Apple, Goldman Sachs, Microsoft, Meta, Amazon, TikTok, Google, and Bloomberg ask this because it demonstrates the powerful "prefix sum on tree paths" technique. The ability to generalize array prefix sums to trees separates strong candidates from average ones.

Algorithmic pattern used

DFS with prefix sum hash map. Maintain a hash map of prefix_sum → frequency along the current root-to-node path. At each node: compute new prefix sum = prev_prefix + node.val.

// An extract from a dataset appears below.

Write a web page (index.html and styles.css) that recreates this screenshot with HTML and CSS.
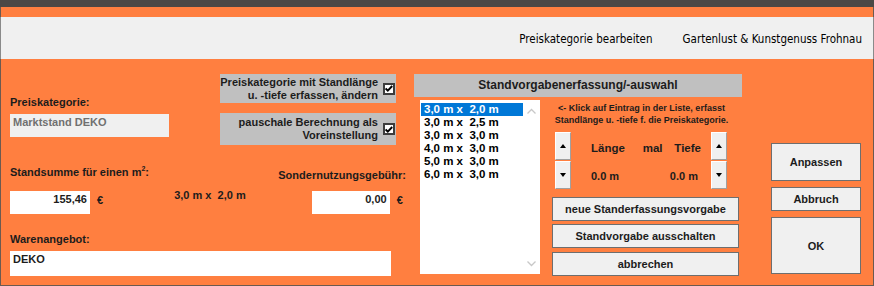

Count paths ending here: map[prefix_sum - target]. Update map, recurse on children, undo map update on backtrack.

Example explanation

Tree: 10→(5→(3→(3,-2),2→(None,1)),-3→(None,11)). target=8. DFS paths with sum 8: (5→3), (5→2→1), (-3→11). Count = 3. Prefix sum approach: initialize map={0:1}. At node 10: sum=10, count+=map[10-8]=map[2]=0. At node 5: sum=15, count+=map[15-8]=map[7]=0. At node 3: sum=18, count+=map[10]=1... Continue for all paths.

Common mistakes candidates make

  • Not initializing the map with {0:1} (misses paths starting from root).
  • Forgetting to undo the map update on backtrack (creates incorrect counts for sibling subtrees).
  • Not decrementing the map count after DFS (not just not incrementing).
  • Confusing "path count" with "path sum" in the return values.

Interview preparation tip

Path Sum III's prefix-sum-on-trees technique is highly reusable. The critical steps: (1) init map with {0:1}, (2) at each node: query map[prefix_sum - target], add prefix_sum to map, recurse, undo map addition. The "undo" step is critical to avoid pollution of sibling paths. Practice this on "number of paths with sum k in a tree" and similar tree range-query problems.